1. Pourquoi cette note d’information ?

Peu avant la parution de l’article de Daniel Amman dans la « Weltwoche » de cette semaine, la Dél CdG a appris qu’un questionnaire dont l’expéditeur serait le DDPS était en circulation. Contenant 11 questions, ce questionnaire aurait apparemment été remis par le chargé d’enquête du DDPS à Wouter Basson afin que ce dernier y réponde directement.

2. Les mesures prises

Après s’être procuré le questionnaire et la lettre d’accompagnement concernés, la Dél CdG a tenu une réunion le 21 octobre 2002 à 19h00 afin d’envisager ce qu’il convenait de faire. D’après les informations disponibles, seules trois hypothèses étaient envisageables :

1) il s’agit de faux documents.

2) la lettre est authentique mais le questionnaire est un faux.

3) le chargé d’enquête du DDPS a véritablement rédigé ce questionnaire avant de le transmettre à Wouter Basson.

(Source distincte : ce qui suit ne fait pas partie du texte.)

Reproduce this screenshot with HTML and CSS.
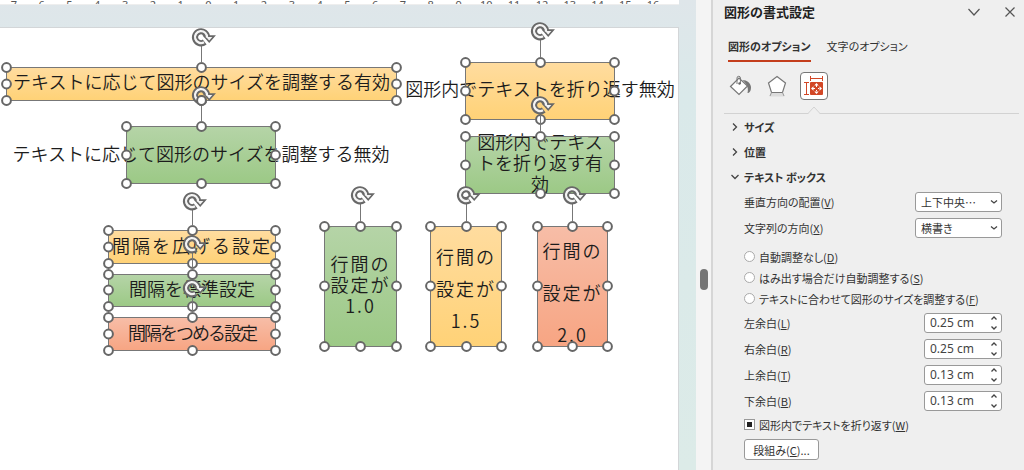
FILE: index.html
```html
<!DOCTYPE html>
<html lang="ja">
<head>
<meta charset="utf-8">
<title>図形の書式設定</title>
<link rel="stylesheet" href="styles.css">
</head>
<body>
<div class="app">
  <main class="workspace">
    <div class="ruler">
      <span>7</span><span>6</span><span>5</span><span>4</span><span>3</span><span>2</span><span>1</span><span>0</span><span>1</span><span>2</span><span>3</span><span>4</span><span>5</span><span>6</span><span>7</span><span>8</span><span>9</span><span>10</span><span>11</span><span>12</span><span>13</span><span>14</span><span>15</span><span>16</span>
    </div>
    <div class="slide"></div>
    <div class="canvas">
      <div class="shape yellow s-fit">テキストに応じて図形のサイズを調整する有効</div>
      <div class="shape green round s-nofit">テキストに応じて図形のサイズを調整する無効</div>
      <div class="shape yellow round s-nowrap">図形内でテキストを折り返す無効</div>
      <div class="shape green round s-wrap">図形内でテキス<br>トを折り返す有<br>効</div>
      <div class="shape yellow wide s-wide">間隔を広げる設定</div>
      <div class="shape green s-normal">間隔を標準設定</div>
      <div class="shape red tight s-tight">間隔をつめる設定</div>
      <div class="shape green round wide s-line1">行間の<br>設定が<br>1.0</div>
      <div class="shape yellow round wide s-line15">行間の<br>設定が<br>1.5</div>
      <div class="shape red round wide s-line2">行間の<br>設定が<br>2.0</div>
      <svg class="selection" width="696" height="470" viewBox="0 0 696 470" aria-hidden="true">
        <defs>
          <marker id="handle" markerUnits="userSpaceOnUse" markerWidth="14" markerHeight="14" refX="7" refY="7">
            <circle cx="7" cy="7" r="4.4" fill="#fff" stroke="#666" stroke-width="2"/>
          </marker>
          <g id="rotate">
            <path d="M6 0A6 6 0 1 0 3.7 5" fill="none" stroke="#686868" stroke-width="6.2"/>
            <path d="M3.2 -.9H13.200L8.200 4.800Z" fill="#f4f4f4" stroke="#686868" stroke-width="1.6"/>
            <path d="M6 .6A6 6 0 1 0 3 5.300" fill="none" stroke="#f4f4f4" stroke-width="2.300"/>
          </g>
        </defs>
        <g class="frames">
          <path d="M6.5 67.5H201.5H396.5V84V100.5H201.5H6.5V84Z"/>
          <path d="M126.5 126.5H201.5H275.5V155V183.5H201.5H126.5V155Z"/>
          <path d="M465.5 62.5H540.5H614.5V91V119.5H540.5H465.5V91Z"/>
          <path d="M465.5 136.5H540.5H614.5V165V193.5H540.5H465.5V165Z"/>
          <path d="M108.5 230.5H192.5H275.5V247V263.5H192.5H108.5V247Z"/>
          <path d="M108.5 274.5H192.5H275.5V290V306.5H192.5H108.5V290Z"/>
          <path d="M108.5 317.5H192.5H275.5V334V350.5H192.5H108.5V334Z"/>
          <path d="M324.5 226.5H360.5H396.5V286V346.5H360.5H324.5V286Z"/>
          <path d="M430.5 226.5H466.5H501.5V286V346.5H466.5H430.5V286Z"/>
          <path d="M537.5 226.5H572.5H607.5V286V346.5H572.5H537.5V286Z"/>
        </g>
        <path class="stems" d="M201.5 45V63M201.5 105V122M540.5 39V58M540.5 115V132M192.5 209V226M192.5 252V270M192.5 296V313M360.5 203V222M466.5 203V222M572.5 203V222"/>
        <use href="#rotate" x="201" y="37"/>
        <use href="#rotate" x="201" y="95"/>
        <use href="#rotate" x="540" y="31"/>
        <use href="#rotate" x="540" y="105"/>
        <use href="#rotate" x="192" y="201"/>
        <use href="#rotate" x="192" y="244"/>
        <use href="#rotate" x="192" y="288"/>
        <use href="#rotate" x="360" y="195"/>
        <use href="#rotate" x="466" y="195"/>
        <use href="#rotate" x="572" y="195"/>
        <circle cx="201.5" cy="100.5" r="4.4" fill="#fff" stroke="#666" stroke-width="2"/>
      </svg>
    </div>
  </main>

  <div class="scrollbar"><div class="thumb"></div></div>

  <aside class="panel">
    <header class="panel-head">
      <h1>図形の書式設定</h1>
      <button class="plain" type="button" aria-label="作業ウィンドウ オプション"><svg width="14" height="14" viewBox="0 0 14 14"><path d="M1.5 4L7 10L12.5 4" fill="none" stroke="#555" stroke-width="1.2"/></svg></button>
      <button class="plain" type="button" aria-label="閉じる"><svg width="14" height="14" viewBox="0 0 14 14"><path d="M2.5 2.5L11.5 11.5M11.5 2.5L2.5 11.5" fill="none" stroke="#555" stroke-width="1.2"/></svg></button>
    </header>
    <nav class="tabs">
      <button class="tab active" type="button">図形のオプション</button>
      <button class="tab" type="button">文字のオプション</button>
    </nav>
    <div class="tools">
      <button class="tool" type="button" aria-label="塗りつぶしと線"><svg width="24" height="24" viewBox="0 0 24 24"><path d="M2.5 12.5L11 4L19.5 12L11 20.5Z" fill="#fff" stroke="#777" stroke-width="1.2"/><path d="M9 10V4A1.700 1.700 0 0 1 12.400 4V10" fill="none" stroke="#777"/><circle cx="11.500" cy="9.500" r="1.200" fill="#666"/><path d="M14.500 6C19 6 22.500 9 23 13C23 16.500 22 19 19.500 19C20.500 15 20 11 14.500 6Z" fill="#777"/></svg></button>
      <button class="tool" type="button" aria-label="効果"><svg width="24" height="24" viewBox="0 0 24 24"><path d="M6 19H18L19.500 22.500H4.500Z" fill="#dcdcdc"/><path d="M12 2.5L20.5 9L17.5 18.5H6.5L3.5 9Z" fill="#fff" stroke="#777" stroke-width="1.2"/><path d="M6.5 18.5L5 22M17.5 18.5L19 22" stroke="#999"/></svg></button>
      <button class="tool selected" type="button" aria-label="サイズとプロパティ"><svg width="24" height="24" viewBox="0 0 24 24"><path d="M8.5 4.5H20.500M8.5 2V7M20.500 2V7M4.5 8.500V20.500M2 8.500H7M2 20.500H7" fill="none" stroke="#d24726"/><rect x="8" y="8" width="13" height="13" rx="1" fill="#d24726"/><path d="M14.500 9L16.700 11.500H12.300ZM14.500 20L16.700 17.500H12.300ZM9 14.500L11.500 12.300V16.700ZM20 14.500L17.500 12.300V16.700ZM14 11H15V13H14ZM14 16H15V18H14ZM11 14H13V15H11ZM16 14H18V15H16Z" fill="#fff"/></svg></button>
    </div>
    <div class="divider"><svg width="12" height="8" viewBox="0 0 12 8"><path d="M0 8L6 1L12 8Z" fill="#efefef"/><path d="M0 7.5L6 1L12 7.5" fill="none" stroke="#d2d2d2"/></svg></div>

    <section class="sections">
      <button class="section" type="button"><svg width="8" height="8" viewBox="0 0 8 8"><path d="M2 0.5L5.5 4L2 7.5"/></svg>サイズ</button>
      <button class="section" type="button"><svg width="8" height="8" viewBox="0 0 8 8"><path d="M2 0.5L5.5 4L2 7.5"/></svg>位置</button>
      <button class="section" type="button" aria-expanded="true"><svg width="8" height="8" viewBox="0 0 8 8"><path d="M0.5 2L4 5.5L7.5 2"/></svg>テキスト ボックス</button>
    </section>

    <form class="form">
      <div class="row">
        <label for="valign">垂直方向の配置(<u>V</u>)</label>
        <span class="field select"><select id="valign"><option>上下中央…</option></select><svg width="8" height="8" viewBox="0 0 8 8"><path d="M1 2.5L4 5L7 2.5"/></svg></span>
      </div>
      <div class="row">
        <label for="dir">文字列の方向(<u>X</u>)</label>
        <span class="field select"><select id="dir"><option>横書き</option></select><svg width="8" height="8" viewBox="0 0 8 8"><path d="M1 2.5L4 5L7 2.5"/></svg></span>
      </div>
      <div class="radios">
        <label><input type="radio" name="fit">自動調整なし(<u>D</u>)</label>
        <label><input type="radio" name="fit">はみ出す場合だけ自動調整する(<u>S</u>)</label>
        <label><input type="radio" name="fit">テキストに合わせて図形のサイズを調整する(<u>F</u>)</label>
      </div>
      <div class="row">
        <label for="ml">左余白(<u>L</u>)</label>
        <span class="field spin"><input id="ml" type="text" value="0.25 cm"><svg width="8" height="16" viewBox="0 0 8 16"><path d="M1.5 4.5L4 2L6.5 4.5M1.5 11.5L4 14L6.5 11.5"/></svg></span>
      </div>
      <div class="row">
        <label for="mr">右余白(<u>R</u>)</label>
        <span class="field spin"><input id="mr" type="text" value="0.25 cm"><svg width="8" height="16" viewBox="0 0 8 16"><path d="M1.5 4.5L4 2L6.5 4.5M1.5 11.5L4 14L6.5 11.5"/></svg></span>
      </div>
      <div class="row">
        <label for="mt">上余白(<u>T</u>)</label>
        <span class="field spin"><input id="mt" type="text" value="0.13 cm"><svg width="8" height="16" viewBox="0 0 8 16"><path d="M1.5 4.5L4 2L6.5 4.5M1.5 11.5L4 14L6.5 11.5"/></svg></span>
      </div>
      <div class="row">
        <label for="mb">下余白(<u>B</u>)</label>
        <span class="field spin"><input id="mb" type="text" value="0.13 cm"><svg width="8" height="16" viewBox="0 0 8 16"><path d="M1.5 4.5L4 2L6.5 4.5M1.5 11.5L4 14L6.5 11.5"/></svg></span>
      </div>
      <label class="check"><input type="checkbox" checked>図形内でテキストを折り返す(<u>W</u>)</label>
      <button class="columns" type="button">段組み(<u>C</u>)...</button>
    </form>
  </aside>
</div>
</body>
</html>
```
FILE: styles.css
```css
* { box-sizing: border-box; }
body { margin: 0; font-family: "Noto Sans CJK JP", sans-serif; font-size: 11px; color: #333; }
button, input, select { font: inherit; color: inherit; margin: 0; }
button { padding: 0; border: 0; background: none; font-feature-settings: "palt"; }
svg { display: block; }

.app { display: flex; height: 100vh; overflow: hidden; }
.workspace {
  position: relative; flex: 1; min-width: 0; overflow: hidden;
  display: flex; flex-direction: column;
  background: linear-gradient(#dfe6ea, #dae9ea 20%, #dcebe8);
}
.ruler {
  display: grid; grid-template-columns: repeat(24, 1fr); align-items: end;
  height: 5px; margin-right: 17px; padding-right: 12px; overflow: hidden;
  background: #fff; border-bottom: 1px solid #eee;
  font: 11px/10px "Noto Sans", sans-serif; color: #555; text-align: center;
}
.slide { flex: 1; margin: 22px 17px 0 0; background: #fff; border: solid #d3d6d8; border-width: 1px 1px 0 0; }

.canvas, .selection { position: absolute; left: 0; top: 0; }
.frames path { fill: none; stroke: #777; marker-start: url(#handle); marker-mid: url(#handle); }
.stems { stroke: #777; fill: none; }

.shape {
  position: absolute; display: flex; align-items: center; justify-content: center;
  padding-bottom: 4px; border: 1px solid; text-align: center; white-space: nowrap;
  font-size: 18px; line-height: 21px; font-weight: 350; color: #1c1c1c;
}
.yellow { background: linear-gradient(#ffdc9f, #ffd277); border-color: #f5b800; }
.green { background: linear-gradient(#b5d4a7, #9cc986); border-color: #70ad47; }
.red { background: linear-gradient(#f7bda7, #f7a583); border-color: #ed7d31; }
.round { border-radius: 8px; }
.wide { letter-spacing: 2px; }
.tight { letter-spacing: -2px; }
.s-fit { left: 6px; top: 67px; width: 391px; height: 34px; padding-bottom: 6px; }
.s-nofit { left: 126px; top: 126px; width: 150px; height: 58px; }
.s-nowrap { left: 465px; top: 62px; width: 150px; height: 58px; padding-bottom: 6px; }
.s-wrap { left: 465px; top: 136px; width: 150px; height: 58px; padding-bottom: 6px; }
.s-wide { left: 108px; top: 230px; width: 168px; height: 34px; }
.s-normal { left: 108px; top: 274px; width: 168px; height: 33px; }
.s-tight { left: 108px; top: 317px; width: 168px; height: 34px; }
.s-line1 { left: 324px; top: 226px; width: 73px; height: 121px; }
.s-line15 { left: 430px; top: 226px; width: 72px; height: 121px; line-height: 32px; padding-top: 6px; }
.s-line2 { left: 537px; top: 226px; width: 71px; height: 121px; line-height: 42px; padding-top: 14px; }

.scrollbar { width: 15px; padding: 269px 3px 0 4px; background: #f4f4f4; }
.thumb { height: 21px; border-radius: 4px; background: #757575; }

.panel { width: 313px; flex: none; background: #efefef; border-left: 2px solid #d6d6d6; display: flex; flex-direction: column; }
.panel-head { display: flex; align-items: center; gap: 22px; height: 24px; padding: 0 7px 0 11px; }
.panel-head h1 { flex: 1; margin: 0; font-size: 13px; line-height: 24px; font-weight: 700; color: #222; }
.tabs { display: flex; gap: 16px; margin: 12px 0 0 15px; }
.tab { height: 26px; padding-bottom: 4px; border-bottom: 2px solid transparent; line-height: 20px; }
.tab.active { font-weight: 700; border-color: #c43e1c; }
.tools { display: flex; gap: 9px; margin: 10px 0 0 13px; }
.tool { width: 28px; height: 28px; display: flex; align-items: center; justify-content: center; border: 1px solid transparent; border-radius: 4px; }
.tool.selected { background: #fff; border-color: #777; }
.divider { height: 14px; margin: 0 5px 0 11px; padding: 6px 0 0 84px; border-bottom: 1px solid #d2d2d2; }
.sections { display: flex; flex-direction: column; margin: 0 0 0 18px; }
.section { display: flex; align-items: center; gap: 5px; height: 25px; font-weight: 700; }
.section path, .field path { fill: none; stroke: #444; stroke-width: 1.3; }

.form { padding: 0 22px 0 31px; font-feature-settings: "palt"; }
.row { display: flex; align-items: center; justify-content: space-between; height: 26px; }
.field { position: relative; display: block; }
.field svg { position: absolute; right: 4px; top: 6px; }
.field select, .field input { display: block; width: 100%; height: 20px; border: 1px solid #999; border-radius: 3px; background: #fff; padding: 0 5px; appearance: none; }
.select { width: 87px; }
.spin { width: 78px; }
.field.spin svg { top: 2px; }
.field.spin input { font-family: "Noto Sans", sans-serif; font-size: 12px; padding-bottom: 2px; color: #444; }
.radios { display: flex; flex-direction: column; margin: 5px 0 1px; }
.radios label, .check { display: flex; align-items: center; height: 21px; white-space: nowrap; }
.radios input { appearance: none; width: 11px; height: 11px; margin-right: 4px; border: 1px solid #aaa; border-radius: 50%; background: #fff; }
.check input { appearance: none; width: 11px; height: 11px; margin-right: 4px; border: 1px solid #999; background: linear-gradient(#222, #222) center / 5px 5px no-repeat #fff; }
.columns { display: block; width: 75px; height: 21px; margin-top: 4px; border: 1px solid #999; border-radius: 3px; background: #fff; }
```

Même si l’enquête administrative du DDPS est menée indépendamment des investigations de la Dél CdG, cette dernière a considéré qu’il était urgent d’agir. Qu’il s’agisse de la remise d’un questionnaire sur papier à en-tête officiel de l’administration suisse à un citoyen étranger résidant à l’étranger ou d’une éventuelle tentative de manipulation de la part d’une tierce personne, ces éléments ont semblé de nature à nuire aux investigations de la Dél CdG, qui a donc décidé de prendre sur le champ toutes les mesures permettant d’élucider complètement cette affaire le plus rapidement possible.

La Dél CdG a transmis au conseiller fédéral Samuel Schmid les informations dont elle disposait dès le lendemain, 22 octobre, à 9h00. En accord avec le chef du DDPS, les recherches qui s’imposaient ont immédiatement débuté afin d’établir l’authenticité des documents en question ou d’apporter la preuve qu’il s’agissait de faux. Après qu’il fût établi que le questionnaire avait bien été rédigé par le chargé d’enquête du DDPS et expédié sur son ordre, tous les documents ayant un quelconque rapport avec le questionnaire ont été réquisitionnés par la Dél CdG - toujours avec l’accord du conseiller fédéral Samuel Schmid - et mis sous scellés.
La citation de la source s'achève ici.